L. Clayton Parker writes:
 > > Of course, with a quantum black hole you can do partial conversion of
 > > mass to energy by feeding it at the same rate that it emits mass/energy
 > > due to quantum evaporation.  If you run out of fuel you have to be able
 > > to toss the black hole away before it blows up due to runaway
 > > evaporation; the rate of evaporation is inversely related to the mass of
 > > the black hole.
 > (P.S. at least on argument says the black hole will ALWAYS evaporate
 > QUICKLY and therefore it is useless to attempt this...)
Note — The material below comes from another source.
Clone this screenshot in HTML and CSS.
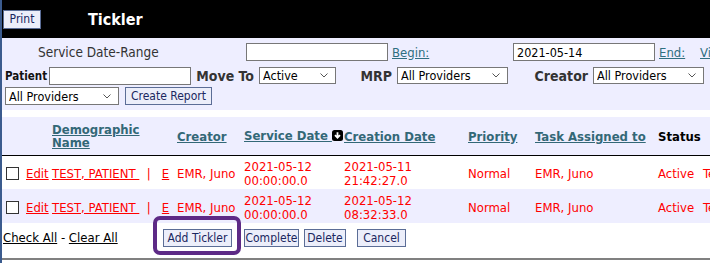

On the other hand, if you can get the right evaporation rate and
maintain it, you also get the advantage that the evaporation products
will be statistically 1/2 matter and 1/2 antimatter (except for the
photons).  So if it is possible to keep a quantum black hole just on the
edge of evaporation at a rate useful for propulsion and power
generation, you also get near-total matter-to-energy conversion by
recombining the evaporation products.

My understanding is that evaporation rate is a function of the mass of
the black hole (and hence the gravity gradient near it), with the rate
going up asymptotically as the black hole mass approaches zero.  You
also have the problem that radiation pressure from the evaporating black
hole will make it difficult to pump more mass into it to prevent runaway
evaporation, especially as you want more power.  Unfortunately I don't
know the exact equation that relates evaporation rate to mass to know
whether it would be feasible to keep a quantum black hole in a stable
state and get a useful power output.